Records for the exercise:
# # #

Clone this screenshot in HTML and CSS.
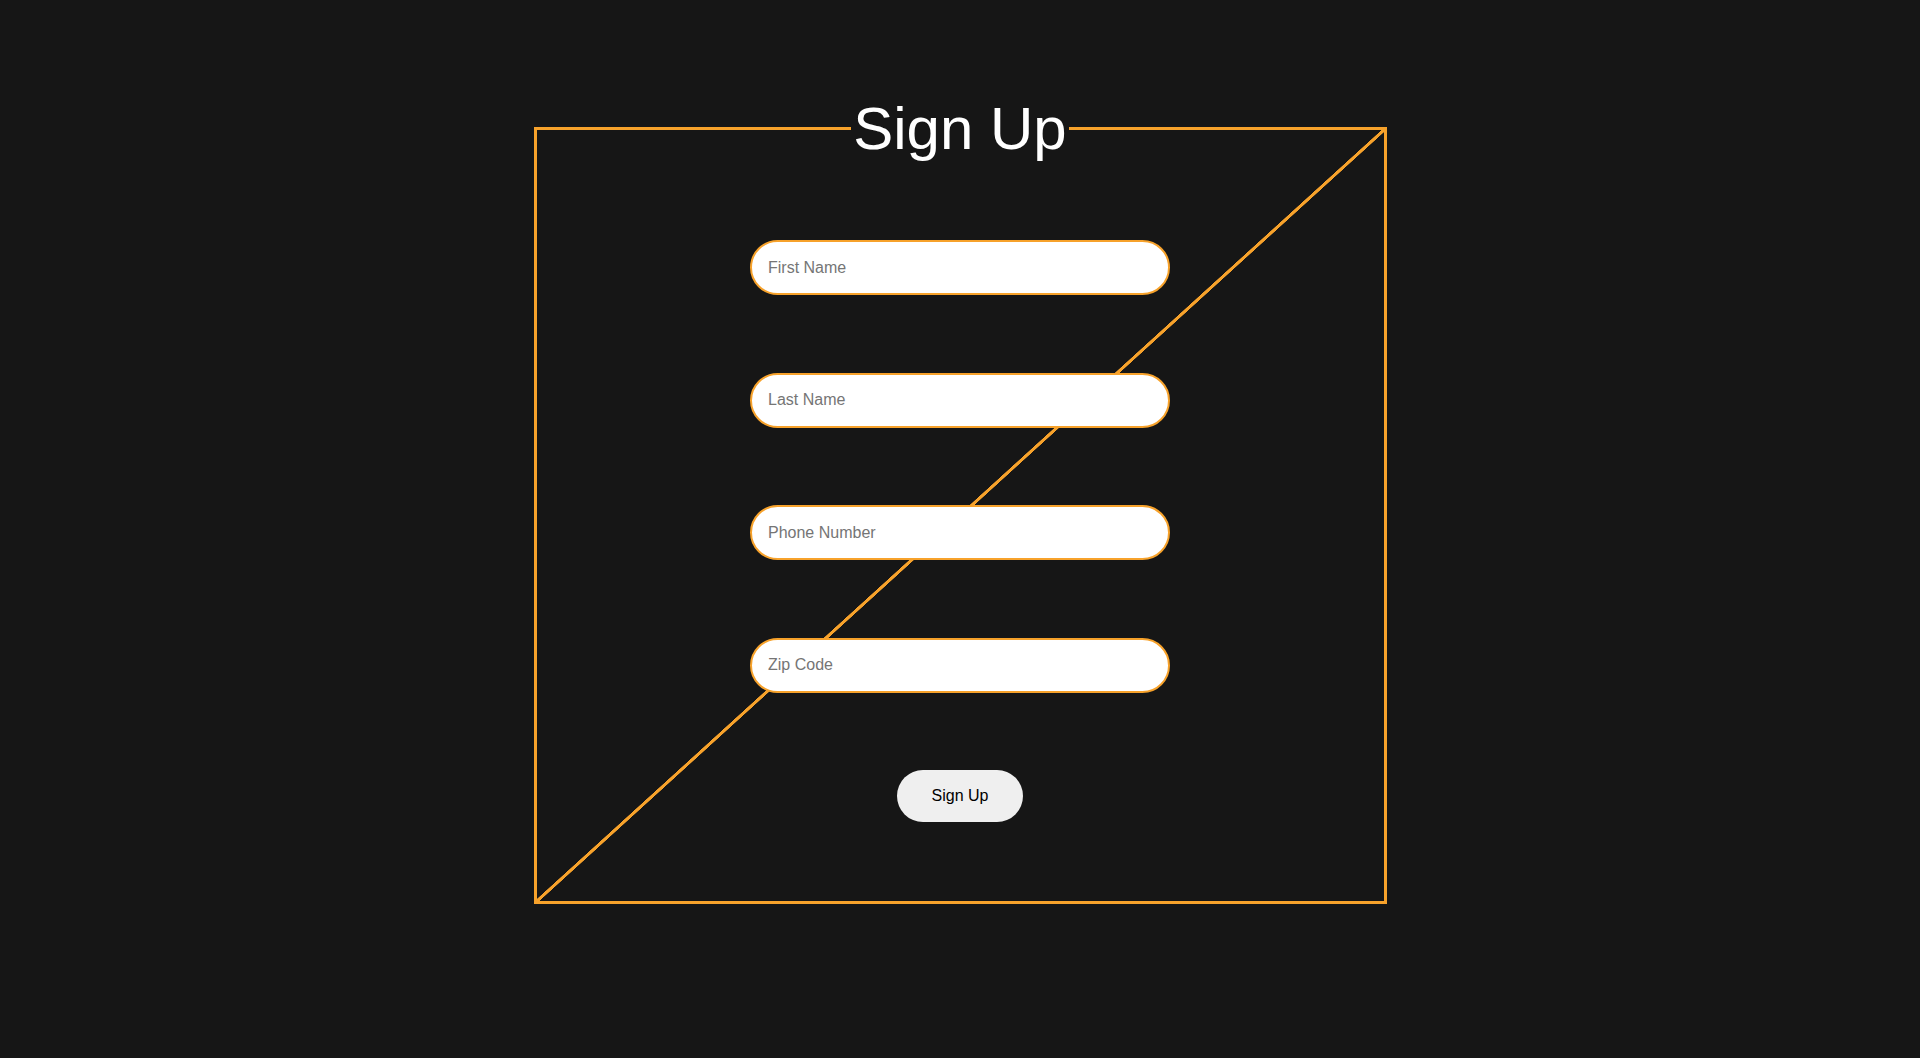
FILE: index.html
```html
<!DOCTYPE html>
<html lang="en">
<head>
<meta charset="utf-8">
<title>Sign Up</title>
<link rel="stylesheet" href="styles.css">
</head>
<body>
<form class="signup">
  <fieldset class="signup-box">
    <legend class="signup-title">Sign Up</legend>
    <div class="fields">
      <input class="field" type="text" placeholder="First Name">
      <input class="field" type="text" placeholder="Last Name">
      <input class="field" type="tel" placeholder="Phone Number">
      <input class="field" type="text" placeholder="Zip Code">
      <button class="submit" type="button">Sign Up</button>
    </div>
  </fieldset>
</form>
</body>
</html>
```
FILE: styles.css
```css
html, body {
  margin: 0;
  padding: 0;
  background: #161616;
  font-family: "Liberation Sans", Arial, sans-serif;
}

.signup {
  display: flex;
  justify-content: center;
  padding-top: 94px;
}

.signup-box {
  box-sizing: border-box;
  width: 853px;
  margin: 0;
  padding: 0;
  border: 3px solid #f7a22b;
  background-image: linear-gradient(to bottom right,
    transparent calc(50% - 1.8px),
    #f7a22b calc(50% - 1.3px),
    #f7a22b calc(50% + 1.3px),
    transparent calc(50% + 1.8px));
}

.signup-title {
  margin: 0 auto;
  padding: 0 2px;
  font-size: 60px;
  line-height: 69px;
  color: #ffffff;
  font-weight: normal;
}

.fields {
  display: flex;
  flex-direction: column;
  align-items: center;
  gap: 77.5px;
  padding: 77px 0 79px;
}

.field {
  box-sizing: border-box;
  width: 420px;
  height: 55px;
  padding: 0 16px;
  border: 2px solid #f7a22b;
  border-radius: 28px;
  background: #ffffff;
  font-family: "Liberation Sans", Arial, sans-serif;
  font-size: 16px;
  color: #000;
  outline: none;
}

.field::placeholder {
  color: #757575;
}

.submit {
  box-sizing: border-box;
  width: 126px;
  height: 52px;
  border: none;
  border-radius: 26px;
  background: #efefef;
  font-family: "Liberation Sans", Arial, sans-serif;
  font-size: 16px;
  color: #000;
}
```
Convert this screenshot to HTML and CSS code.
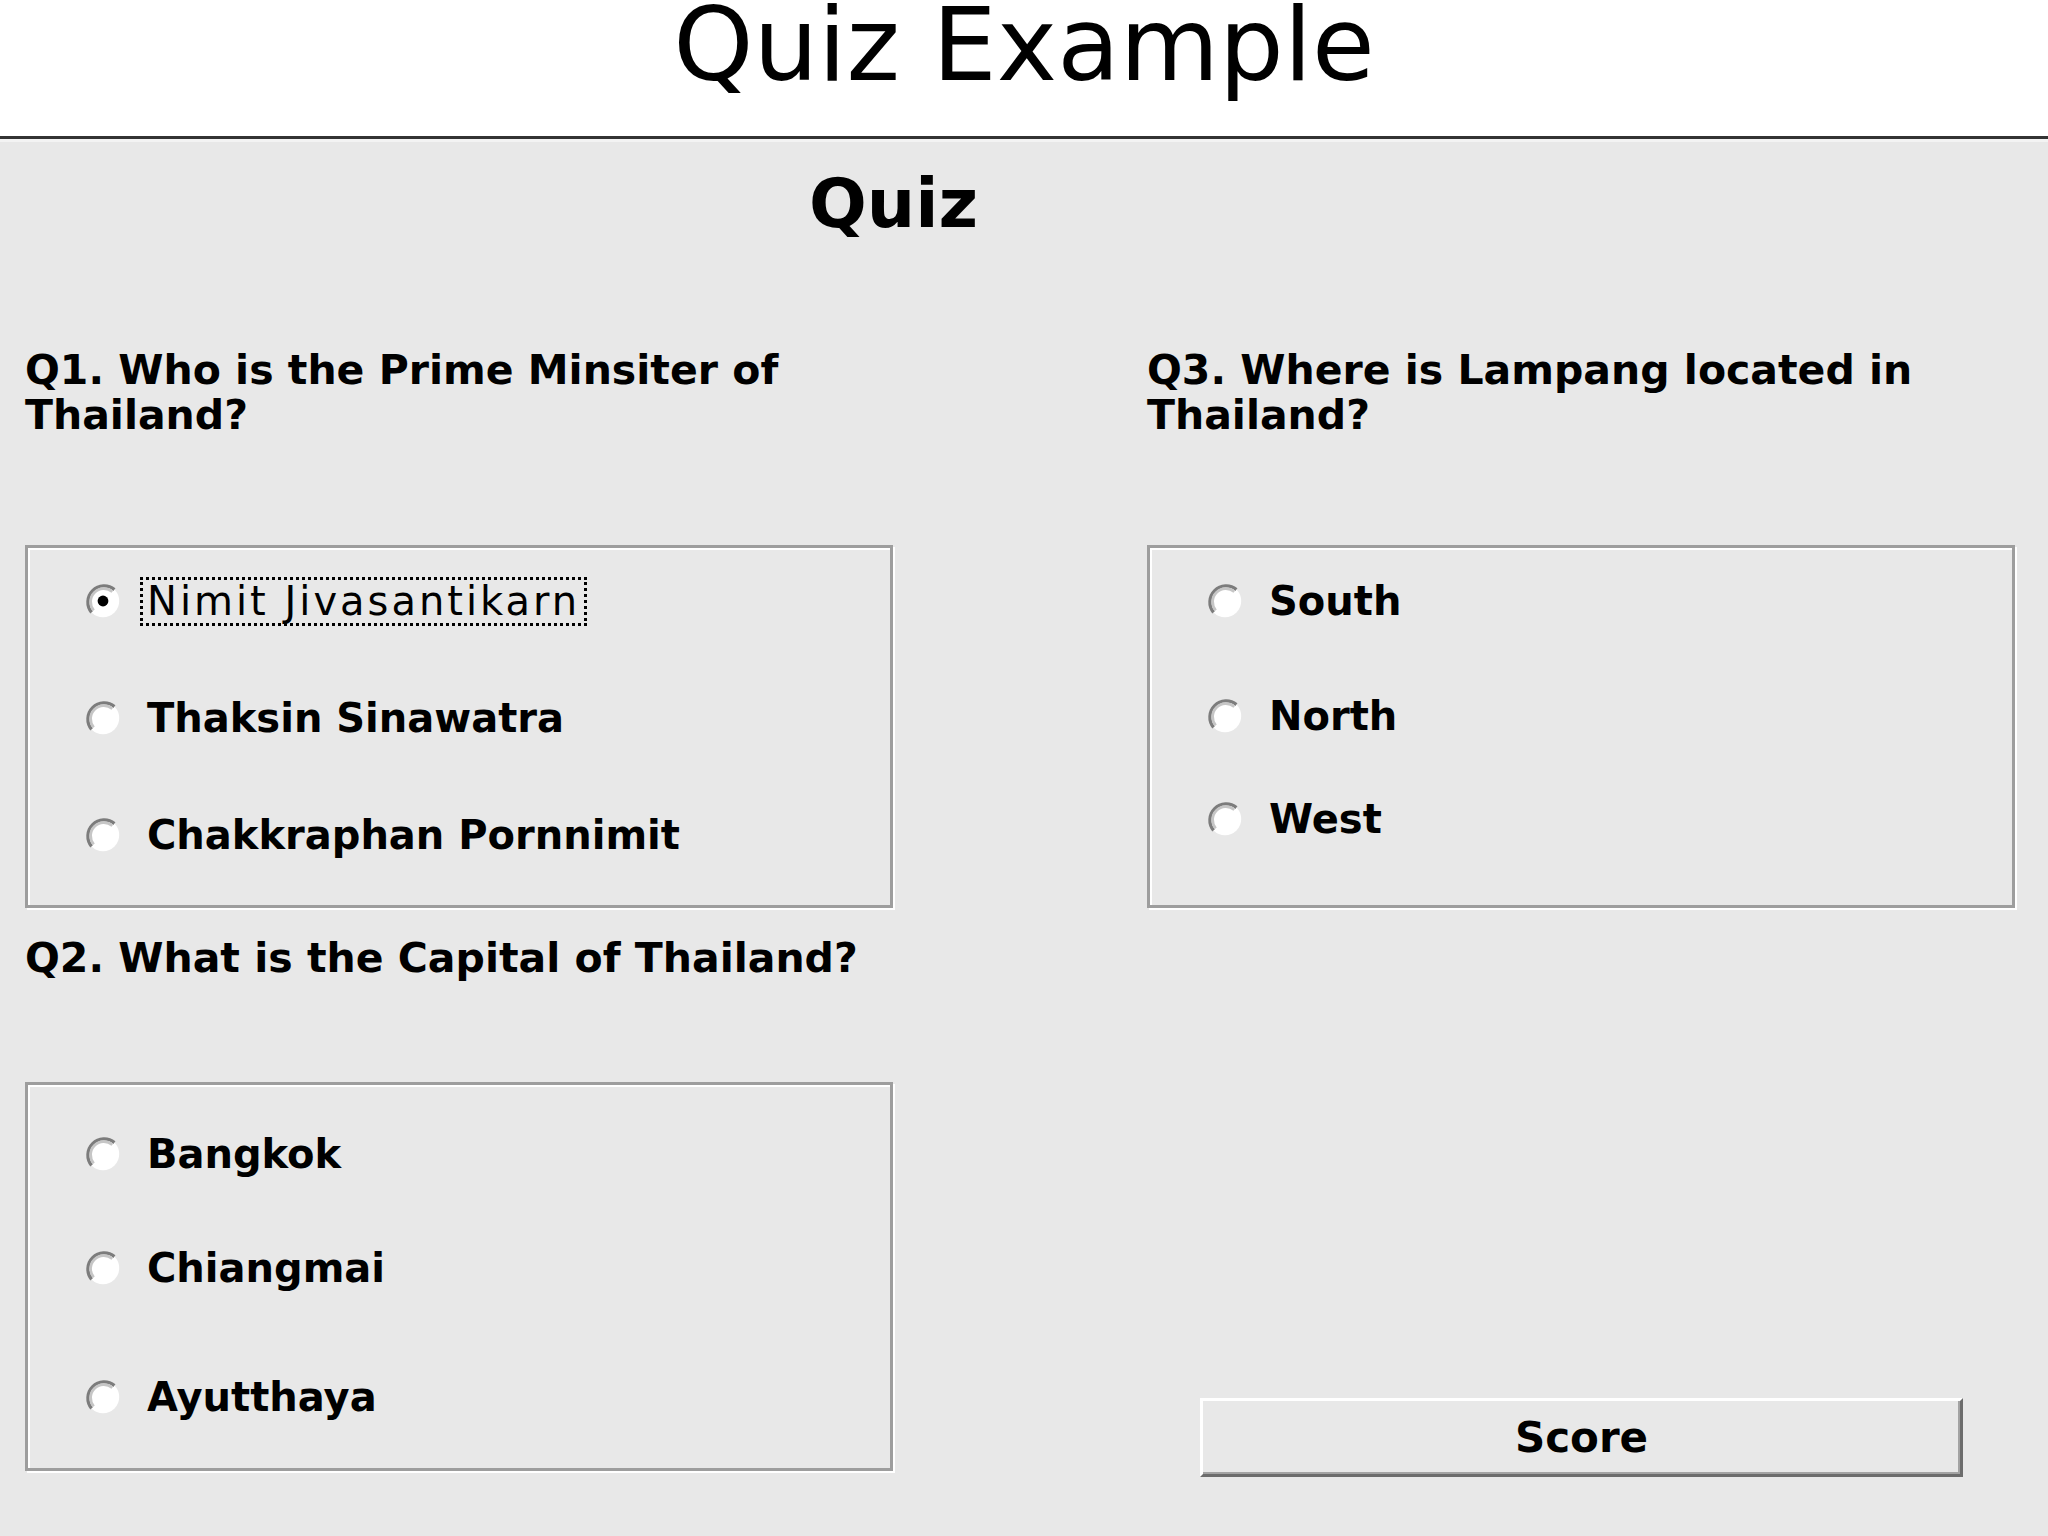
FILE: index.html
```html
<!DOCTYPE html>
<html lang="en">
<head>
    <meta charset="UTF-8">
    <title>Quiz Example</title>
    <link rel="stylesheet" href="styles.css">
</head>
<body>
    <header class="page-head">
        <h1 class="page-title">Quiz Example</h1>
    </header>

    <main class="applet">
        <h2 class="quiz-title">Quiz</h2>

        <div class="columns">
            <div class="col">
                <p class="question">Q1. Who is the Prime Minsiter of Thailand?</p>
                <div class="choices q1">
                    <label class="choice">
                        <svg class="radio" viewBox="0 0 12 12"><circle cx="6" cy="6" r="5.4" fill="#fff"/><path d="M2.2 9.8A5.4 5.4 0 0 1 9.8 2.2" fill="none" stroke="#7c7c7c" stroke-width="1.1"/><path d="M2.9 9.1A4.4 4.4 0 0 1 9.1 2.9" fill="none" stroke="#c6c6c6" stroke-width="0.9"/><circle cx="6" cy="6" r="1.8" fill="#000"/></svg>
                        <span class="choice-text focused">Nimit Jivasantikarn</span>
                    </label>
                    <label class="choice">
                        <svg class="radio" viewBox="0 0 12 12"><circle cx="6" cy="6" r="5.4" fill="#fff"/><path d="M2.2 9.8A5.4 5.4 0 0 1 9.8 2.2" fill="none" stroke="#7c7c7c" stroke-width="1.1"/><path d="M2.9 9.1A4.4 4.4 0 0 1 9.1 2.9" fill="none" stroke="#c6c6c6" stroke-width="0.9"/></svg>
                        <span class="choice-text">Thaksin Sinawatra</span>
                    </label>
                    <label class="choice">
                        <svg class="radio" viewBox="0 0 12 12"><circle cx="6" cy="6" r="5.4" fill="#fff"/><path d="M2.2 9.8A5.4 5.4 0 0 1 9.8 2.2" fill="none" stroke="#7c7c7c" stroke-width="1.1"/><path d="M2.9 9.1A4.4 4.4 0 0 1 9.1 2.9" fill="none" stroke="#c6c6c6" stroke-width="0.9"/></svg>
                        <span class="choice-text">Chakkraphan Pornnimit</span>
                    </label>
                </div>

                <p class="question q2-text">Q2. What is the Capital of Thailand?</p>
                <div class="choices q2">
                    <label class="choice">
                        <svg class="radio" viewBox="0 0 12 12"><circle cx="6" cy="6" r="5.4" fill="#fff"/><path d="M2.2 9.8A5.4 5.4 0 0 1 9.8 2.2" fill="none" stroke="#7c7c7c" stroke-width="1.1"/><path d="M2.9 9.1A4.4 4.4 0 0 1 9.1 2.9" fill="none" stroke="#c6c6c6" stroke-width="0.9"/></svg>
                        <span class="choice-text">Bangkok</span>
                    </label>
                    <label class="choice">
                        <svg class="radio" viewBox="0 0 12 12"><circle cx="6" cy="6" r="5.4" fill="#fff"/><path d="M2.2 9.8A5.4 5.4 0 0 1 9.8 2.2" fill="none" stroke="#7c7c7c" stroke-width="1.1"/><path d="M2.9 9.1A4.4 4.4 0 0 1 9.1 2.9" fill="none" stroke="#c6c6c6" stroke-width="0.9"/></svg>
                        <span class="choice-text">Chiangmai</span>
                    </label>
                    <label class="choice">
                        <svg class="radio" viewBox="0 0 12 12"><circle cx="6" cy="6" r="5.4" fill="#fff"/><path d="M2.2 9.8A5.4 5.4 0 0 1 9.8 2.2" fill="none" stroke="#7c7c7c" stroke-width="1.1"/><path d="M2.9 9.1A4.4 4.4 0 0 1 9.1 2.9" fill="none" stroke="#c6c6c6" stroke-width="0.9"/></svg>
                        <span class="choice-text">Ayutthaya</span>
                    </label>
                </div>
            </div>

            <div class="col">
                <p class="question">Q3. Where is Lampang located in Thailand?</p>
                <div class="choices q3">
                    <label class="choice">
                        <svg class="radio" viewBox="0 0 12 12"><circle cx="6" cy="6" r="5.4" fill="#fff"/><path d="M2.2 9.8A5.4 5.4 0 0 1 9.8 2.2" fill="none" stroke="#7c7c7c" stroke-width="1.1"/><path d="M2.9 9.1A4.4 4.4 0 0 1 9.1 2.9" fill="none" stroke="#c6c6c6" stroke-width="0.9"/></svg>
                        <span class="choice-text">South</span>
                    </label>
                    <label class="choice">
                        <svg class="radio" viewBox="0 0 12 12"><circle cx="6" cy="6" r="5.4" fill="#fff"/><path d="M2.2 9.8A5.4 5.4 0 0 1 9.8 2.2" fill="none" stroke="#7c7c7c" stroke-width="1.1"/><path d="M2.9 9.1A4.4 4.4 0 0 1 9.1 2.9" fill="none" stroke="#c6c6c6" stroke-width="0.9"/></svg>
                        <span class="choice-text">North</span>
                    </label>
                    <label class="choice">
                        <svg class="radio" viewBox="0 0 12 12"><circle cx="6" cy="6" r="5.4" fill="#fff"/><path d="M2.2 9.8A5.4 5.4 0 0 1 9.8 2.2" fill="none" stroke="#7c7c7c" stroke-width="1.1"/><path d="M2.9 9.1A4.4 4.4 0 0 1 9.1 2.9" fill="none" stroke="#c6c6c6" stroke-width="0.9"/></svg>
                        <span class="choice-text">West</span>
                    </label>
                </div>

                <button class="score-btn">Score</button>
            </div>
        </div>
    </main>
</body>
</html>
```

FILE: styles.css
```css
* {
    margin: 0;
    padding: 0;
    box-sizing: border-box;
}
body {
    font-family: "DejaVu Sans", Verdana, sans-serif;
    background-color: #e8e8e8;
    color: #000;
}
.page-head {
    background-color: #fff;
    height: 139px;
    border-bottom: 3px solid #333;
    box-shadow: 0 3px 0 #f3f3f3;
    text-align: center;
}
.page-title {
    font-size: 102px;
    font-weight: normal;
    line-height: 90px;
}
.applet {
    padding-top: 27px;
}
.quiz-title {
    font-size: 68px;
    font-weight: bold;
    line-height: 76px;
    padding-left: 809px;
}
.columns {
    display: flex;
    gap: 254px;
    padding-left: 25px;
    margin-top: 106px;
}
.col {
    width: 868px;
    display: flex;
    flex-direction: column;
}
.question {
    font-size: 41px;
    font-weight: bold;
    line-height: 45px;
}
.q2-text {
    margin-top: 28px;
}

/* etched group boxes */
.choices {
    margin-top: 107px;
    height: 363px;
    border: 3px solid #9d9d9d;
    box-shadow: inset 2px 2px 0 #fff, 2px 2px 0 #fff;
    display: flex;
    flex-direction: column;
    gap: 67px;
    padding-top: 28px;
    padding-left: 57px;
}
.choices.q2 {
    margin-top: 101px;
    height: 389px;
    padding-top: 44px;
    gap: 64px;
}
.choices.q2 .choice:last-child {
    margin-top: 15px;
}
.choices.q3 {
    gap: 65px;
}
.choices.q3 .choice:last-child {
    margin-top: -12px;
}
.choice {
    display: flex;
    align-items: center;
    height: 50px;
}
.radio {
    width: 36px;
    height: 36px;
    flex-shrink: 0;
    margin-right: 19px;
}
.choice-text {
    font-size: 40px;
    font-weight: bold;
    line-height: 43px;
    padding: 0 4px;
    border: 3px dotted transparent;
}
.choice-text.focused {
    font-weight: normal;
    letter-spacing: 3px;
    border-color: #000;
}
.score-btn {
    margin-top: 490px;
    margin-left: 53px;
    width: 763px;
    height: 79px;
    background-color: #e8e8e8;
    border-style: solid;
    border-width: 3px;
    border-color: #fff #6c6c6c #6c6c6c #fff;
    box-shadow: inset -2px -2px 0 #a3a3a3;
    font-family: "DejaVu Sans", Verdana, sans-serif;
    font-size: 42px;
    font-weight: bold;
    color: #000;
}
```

# # #

Task brief: Report only the number of lines in the data above that contain "this".

Completed exercise: 2